The Munich District Court issued an injunction on behalf of the Bavarian state Wednesday preventing British publisher Peter McGee from following through with his plan to begin distributing portions of Adolf Hitler’s book on Thursday.
McGee said portions of the book would now be distributed with his Zeitungszeugen (newspaper witnesses) product of Nazi-era newspaper reprints, but it would be blurred out so Germans can’t read the words.
“We must ensure that our main publication Zeitungszeugen is not put at risk,” McGee said, said, saying that the blurring would prevent the government from seizing his publication.
The Munich court ruled that Bavaria still controls the copyright to Mein Kampf for the next three years, meaning only the state can approve its publication in Germany, a decision Bavarian Finance Minister Markus Söder welcomed.
“It is good that the publisher is now legally forbidden from spreading this diatribe,” he said. “The Free State of Bavaria will continue to defend its copyright.”

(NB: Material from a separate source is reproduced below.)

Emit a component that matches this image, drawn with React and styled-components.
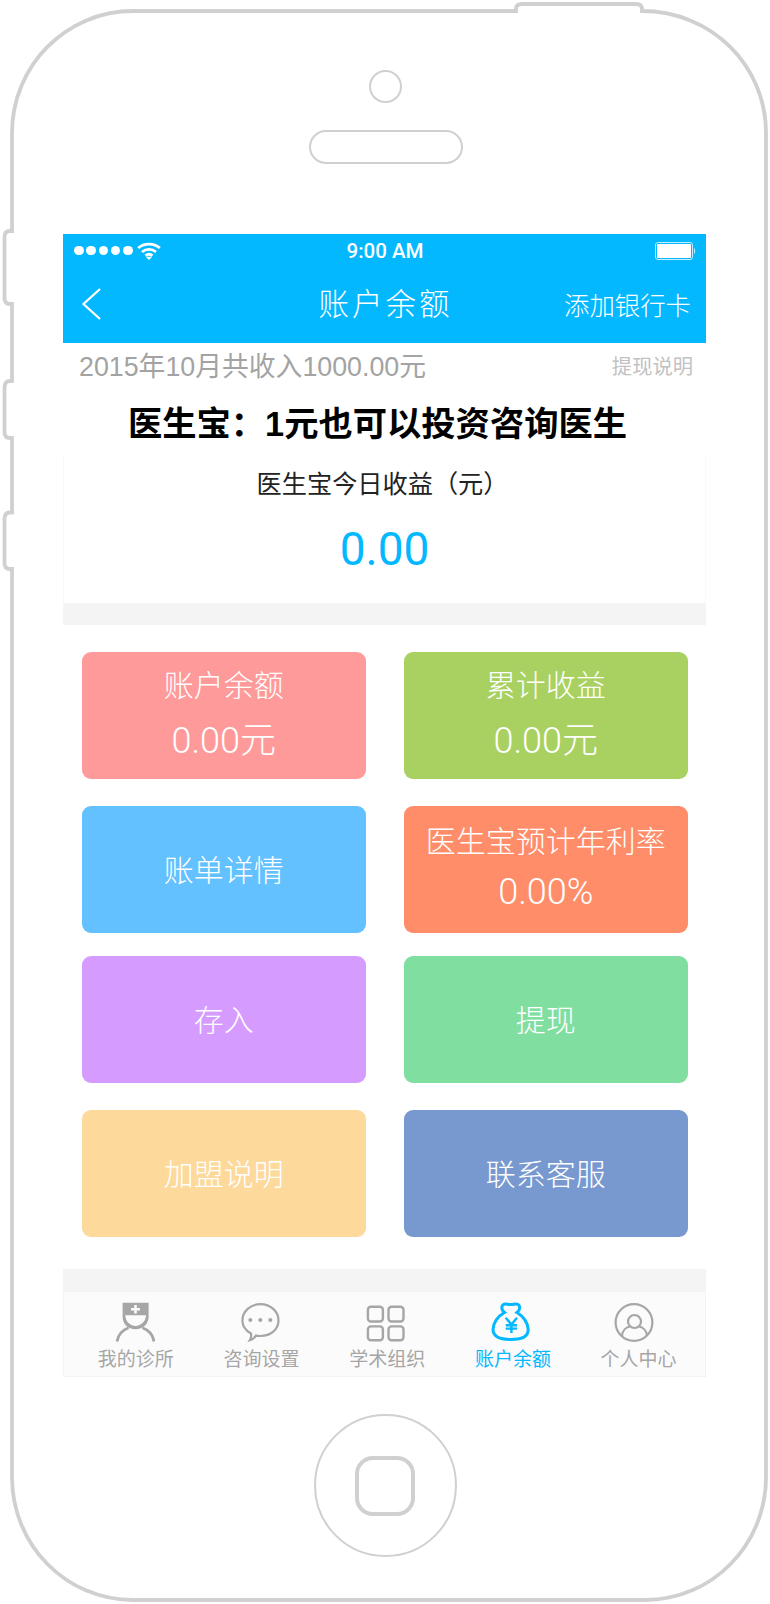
import React from 'react';
import styled, { createGlobalStyle } from 'styled-components';

const CJK = '"Liberation Sans", "Noto Sans CJK SC", sans-serif';
const LINE = '#d0d0d0';
const BRAND = '#03b8ff';

const GlobalStyle = createGlobalStyle`
  html, body {
    margin: 0;
    background: #fff;
  }
  body {
    font-family: ${CJK};
  }
`;

const Shell = styled.div`
  position: relative;
  width: 770px;
  height: 1604px;
  padding-top: 70px;
  box-sizing: border-box;
  display: flex;
  flex-direction: column;
  align-items: center;
  overflow: hidden;
`;

const FrameArt = styled.svg`
  position: absolute;
  left: 0;
  top: 0;
`;

const Camera = styled.div`
  position: relative;
  width: 33px;
  height: 33px;
  box-sizing: border-box;
  border: 2px solid ${LINE};
  border-radius: 50%;
`;

const Speaker = styled.div`
  position: relative;
  margin: 27px 0 0 2px;
  width: 154px;
  height: 34px;
  box-sizing: border-box;
  border: 2px solid ${LINE};
  border-radius: 17px;
`;

const Screen = styled.div`
  position: relative;
  margin: 70px 1px 0 0;
  width: 643px;
  height: 1143px;
  background: #fff;
  display: flex;
  flex-direction: column;
`;

const StatusBar = styled.div`
  height: 40px;
  box-sizing: border-box;
  background: ${BRAND};
  color: #fff;
  display: grid;
  grid-template-columns: 1fr auto 1fr;
  align-items: center;
  padding: 0 10px 7px 11px;
  font-family: Roboto, sans-serif;
  font-weight: 500;
  font-size: 20.5px;
`;

const Signal = styled.div`
  display: flex;
  align-items: center;
  gap: 2.8px;
`;

const Dot = styled.span`
  width: 9.5px;
  height: 9.5px;
  border-radius: 50%;
  background: #fff;
`;

const Wifi = styled.svg`
  margin-left: 2px;
`;

const Battery = styled.svg`
  justify-self: end;
`;

const NavBar = styled.div`
  height: 69px;
  box-sizing: border-box;
  background: ${BRAND};
  color: #fff;
  display: grid;
  grid-template-columns: 1fr auto 1fr;
  align-items: center;
  padding: 0 15px 10px 17px;
`;

const NavTitle = styled.div`
  margin-bottom: 4px;
  font-size: 30.5px;
  font-weight: 300;
  letter-spacing: 3px;
`;

const NavAction = styled.div`
  justify-self: end;
  font-size: 25.4px;
  font-weight: 300;
`;

const SummaryRow = styled.div`
  height: 46px;
  box-sizing: border-box;
  display: flex;
  align-items: center;
  justify-content: space-between;
  padding: 0 13px 3px 16px;
`;

const SummaryText = styled.span`
  font-size: 26.8px;
  color: #a3a3a3;
`;

const SummaryLink = styled.span`
  font-size: 20.3px;
  color: #c2c2c2;
`;

const Headline = styled.div`
  height: 66px;
  box-sizing: border-box;
  padding: 0 14px 2px 0;
  display: flex;
  align-items: center;
  justify-content: center;
  font-size: 34.3px;
  font-weight: 700;
  color: #000;
`;

const Earnings = styled.div`
  height: 148px;
  display: flex;
  flex-direction: column;
  align-items: center;
  border: solid #f9f9f9;
  border-width: 0 1px;
`;

const EarningsLabel = styled.div`
  margin: 11px 4px 0 0;
  height: 36px;
  line-height: 36px;
  font-size: 25.2px;
  color: #222;
`;

const EarningsValue = styled.div`
  margin-top: 19px;
  height: 56px;
  line-height: 56px;
  font-family: Roboto, sans-serif;
  font-size: 46px;
  color: ${BRAND};
`;

const Band = styled.div`
  height: ${(p) => p.$height}px;
  background: #f4f4f4;
`;

const Board = styled.div`
  height: 644px;
  display: flex;
  flex-direction: column;
  padding: 0 18.5px 0 19px;
  box-sizing: border-box;
`;

const CardRow = styled.div`
  margin-top: ${(p) => p.$top}px;
  display: grid;
  grid-template-columns: 283.5px 283.5px;
  justify-content: space-between;
`;

const Card = styled.div`
  height: 127px;
  box-sizing: border-box;
  padding: ${(p) => (p.$gap ? '0 0 5px' : '2px 0 0')};
  border-radius: 9px;
  background: ${(p) => p.$color};
  color: #fff;
  display: flex;
  flex-direction: column;
  align-items: center;
  justify-content: center;
  gap: ${(p) => p.$gap || 0}px;
  font-size: 30px;
  font-weight: 300;
  line-height: 40px;
`;

const CardAmount = styled.div`
  font-family: Roboto, "Noto Sans CJK SC", sans-serif;
  font-size: 36px;
  font-weight: 300;
`;

const TabBar = styled.div`
  height: 86px;
  box-sizing: border-box;
  background: #fbfbfb;
  border: 1px solid #f3f3f3;
  display: grid;
  grid-template-columns: repeat(5, 125.7px);
  padding-left: 9px;
`;

const Tab = styled.div`
  display: flex;
  flex-direction: column;
  align-items: center;
  padding-top: 10px;
  color: ${(p) => (p.$active ? BRAND : '#a6a6a6')};
`;

const IconSlot = styled.div`
  height: 42px;
  margin-right: ${(p) => p.$nudge || 0}px;
`;

const TabIcon = styled.svg`
  display: block;
`;

const TabLabel = styled.div`
  margin-top: 3px;
  font-size: 19px;
  line-height: 26px;
`;

const HomeButton = styled.div`
  position: relative;
  margin-top: 37px;
  width: 143px;
  height: 143px;
  box-sizing: border-box;
  border: 2px solid ${LINE};
  border-radius: 50%;
  display: flex;
  align-items: center;
  justify-content: center;
`;

const HomeSquare = styled.div`
  width: 60px;
  height: 60px;
  box-sizing: border-box;
  border: 4px solid ${LINE};
  border-radius: 18px;
`;

function PhoneOutline() {
  return (
    <FrameArt width="770" height="1604" viewBox="0 0 770 1604" fill="none" stroke={LINE} strokeWidth="3.8">
      <path d="M516 11 V9 Q516 4 522 4 H636 Q642 4 642 9 V11 C712 11 766 66 766 133 V1477 C766 1545 712 1600 645 1600 H133 C66 1600 12 1545 12 1477 V569 H10 Q4.500 569 4.500 563 V519 Q4.500 512.500 10 512.500 H12 V438 H10 Q4.500 438 4.500 432 V388 Q4.500 381 10 381 H12 V304 H10 Q4.500 304 4.500 298 V237 Q4.500 231 10 231 H12 V133 C12 66 66 11 133 11 Z" />
    </FrameArt>
  );
}

function Nurse() {
  return (
    <TabIcon width="40" height="42" viewBox="0 0 40 42" fill="none">
      <path
        fillRule="evenodd"
        fill="currentColor"
        d="M7.600 0.700 H33.600 V15 C33.600 22 28 27.300 20.500 27.300 C13 27.300 7.600 22 7.600 15 Z M10.300 13.300 H31 C31 19 26 24 20.500 24 C15 24 10.300 19 10.300 13.300 Z"
      />
      <path d="M16 7.300 H25 M20.500 3 V11.500" stroke="#fbfbfb" strokeWidth="2.600" />
      <path d="M2 39.500 C3 33 8 28 13.500 25.800 M39 39.500 C38 33 33 28 27.500 25.800" stroke="currentColor" strokeWidth="2.800" />
    </TabIcon>
  );
}

function Chat() {
  return (
    <TabIcon width="40" height="42" viewBox="0 0 40 42" fill="none">
      <path
        d="M11 31.500 C5.500 28.500 2.400 24 2.400 18.500 C2.400 9.500 10.500 2.100 20.500 2.100 C30.500 2.100 38.500 9.500 38.500 18.500 C38.500 27.500 30.500 34 20.500 34 C19 34 17.500 34 16 33.600 C14.500 35.800 12.500 37.300 9.800 38.200 C11 36.200 11.400 34 11 31.500 Z"
        stroke="currentColor"
        strokeWidth="2.200"
      />
      <circle cx="10.300" cy="18" r="2" fill="currentColor" />
      <circle cx="20.300" cy="18" r="2" fill="currentColor" />
      <circle cx="30.300" cy="18" r="2" fill="currentColor" />
    </TabIcon>
  );
}

function Squares() {
  return (
    <TabIcon width="40" height="42" viewBox="0 0 40 42" fill="none" stroke="currentColor" strokeWidth="2.400">
      <rect x="1.900" y="4.700" width="15" height="14.800" rx="3" />
      <rect x="22.500" y="4.700" width="15" height="14.800" rx="3" />
      <rect x="1.900" y="24.400" width="15" height="13.800" rx="3" />
      <rect x="22.500" y="24.400" width="15" height="13.800" rx="3" />
    </TabIcon>
  );
}

function MoneyBag() {
  return (
    <TabIcon width="40" height="42" viewBox="0 0 40 42" fill="none" stroke="currentColor">
      <path
        d="M14.500 10.500 C12.500 9 11.500 7 12 4.500 C12.500 2.500 15 1.800 17.500 2.200 C19.500 2.500 22 2.500 24 2.200 C26.500 1.800 29 2.500 29.500 4.500 C30 7 29 9 27 10.500 C33 14 38.200 21 38.200 27.500 C38.200 34 33 37.500 21 37.500 C9 37.500 3 34 3 27.500 C3 21 8 14 14.500 10.500 Z"
        strokeWidth="3"
      />
      <path d="M15.700 15.700 L21.400 22.500 L27 15.700 M21.400 22.500 V31 M15.700 23.300 H27 M15.700 26.600 H27" strokeWidth="2.400" />
    </TabIcon>
  );
}

function Person() {
  return (
    <TabIcon width="40" height="42" viewBox="0 0 40 42" fill="none" stroke="currentColor" strokeWidth="2.200">
      <circle cx="20" cy="20.500" r="18.400" />
      <circle cx="20.500" cy="19.500" r="6.500" />
      <path d="M8 34 C8.500 28 12.500 25 16 24.500 M33 34 C32.500 28 28.500 25 25 24.500" />
    </TabIcon>
  );
}

const TABS = [
  { label: '我的诊所', Icon: Nurse, nudge: 1 },
  { label: '咨询设置', Icon: Chat, nudge: 3 },
  { label: '学术组织', Icon: Squares, nudge: 3 },
  { label: '账户余额', Icon: MoneyBag, nudge: 5, active: true },
  { label: '个人中心', Icon: Person, nudge: 10 },
];

const ROWS = [
  {
    top: 27,
    cards: [
      { color: '#ff9a9a', title: '账户余额', amount: '0.00元', gap: 15 },
      { color: '#a9d161', title: '累计收益', amount: '0.00元', gap: 15 },
    ],
  },
  {
    top: 27,
    cards: [
      { color: '#63c1ff', title: '账单详情' },
      { color: '#ff8d69', title: '医生宝预计年利率', amount: '0.00%', gap: 10 },
    ],
  },
  {
    top: 23,
    cards: [
      { color: '#d69bff', title: '存入' },
      { color: '#80dea0', title: '提现' },
    ],
  },
  {
    top: 27,
    cards: [
      { color: '#fdd99b', title: '加盟说明' },
      { color: '#7899cf', title: '联系客服' },
    ],
  },
];

export default function App() {
  return (
    <>
      <GlobalStyle />
      <Shell>
        <PhoneOutline />
        <Camera />
        <Speaker />
        <Screen>
          <StatusBar>
            <Signal>
              <Dot />
              <Dot />
              <Dot />
              <Dot />
              <Dot />
              <Wifi width="24" height="18" viewBox="0 0 24 18" fill="none" stroke="#fff" strokeWidth="2.800">
                <path d="M1.200 6 C7 0.800 17 0.800 22.800 6" />
                <path d="M5 10 C9 6.500 15 6.500 19 10" />
                <path d="M8.500 13.600 C10.500 12 13.500 12 15.500 13.600" />
                <path d="M12 18 L8.800 14.800 H15.200 Z" fill="#fff" stroke="none" />
              </Wifi>
            </Signal>
            <span>9:00 AM</span>
            <Battery width="41" height="18" viewBox="0 0 41 18">
              <rect x="0.500" y="0.500" width="37" height="17" rx="2.500" fill="none" stroke="#bfeeff" />
              <rect x="2" y="2" width="34" height="14" rx="1" fill="#fff" />
              <path d="M39 6 C40.500 6.500 40.500 11.500 39 12 Z" fill="#bfeeff" />
            </Battery>
          </StatusBar>
          <NavBar>
            <svg width="22" height="36" viewBox="0 0 22 36" fill="none" stroke="#fff" strokeWidth="2.300">
              <path d="M20 3 L3.500 18 L20 33" />
            </svg>
            <NavTitle>账户余额</NavTitle>
            <NavAction>添加银行卡</NavAction>
          </NavBar>
          <SummaryRow>
            <SummaryText>2015年10月共收入1000.00元</SummaryText>
            <SummaryLink>提现说明</SummaryLink>
          </SummaryRow>
          <Headline>医生宝：1元也可以投资咨询医生</Headline>
          <Earnings>
            <EarningsLabel>医生宝今日收益（元）</EarningsLabel>
            <EarningsValue>0.00</EarningsValue>
          </Earnings>
          <Band $height={22} />
          <Board>
            {ROWS.map((row) => (
              <CardRow key={row.cards[0].title} $top={row.top}>
                {row.cards.map((card) => (
                  <Card key={card.title} $color={card.color} $gap={card.gap}>
                    <div>{card.title}</div>
                    {card.amount && <CardAmount>{card.amount}</CardAmount>}
                  </Card>
                ))}
              </CardRow>
            ))}
          </Board>
          <Band $height={22} />
          <TabBar>
            {TABS.map(({ label, Icon, nudge, active }) => (
              <Tab key={label} $active={active}>
                <IconSlot $nudge={nudge}>
                  <Icon />
                </IconSlot>
                <TabLabel>{label}</TabLabel>
              </Tab>
            ))}
          </TabBar>
        </Screen>
        <HomeButton>
          <HomeSquare />
        </HomeButton>
      </Shell>
    </>
  );
}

McGee said he would still allow Germans to request uncensored excerpts via mail order, but it was not clear if that offer would stand up to legal scrutiny.
Bavarian officials have taken action against McGee before, seizing copies of Zeitungszeugen several years ago, although its sale has since been ruled legal.
The Mein Kampf plans raised the hackles of politicians and activist groups – the book’s publication is generally banned in Germany, although its possession is legal and it is widely available on the internet and in other countries.
McGee had insisted he was just trying to show people the full horror of Hitler’s world view.
“It is about time that the broader public is given the opportunity to deal with the original text,” he told Der Spiegel magazine recently.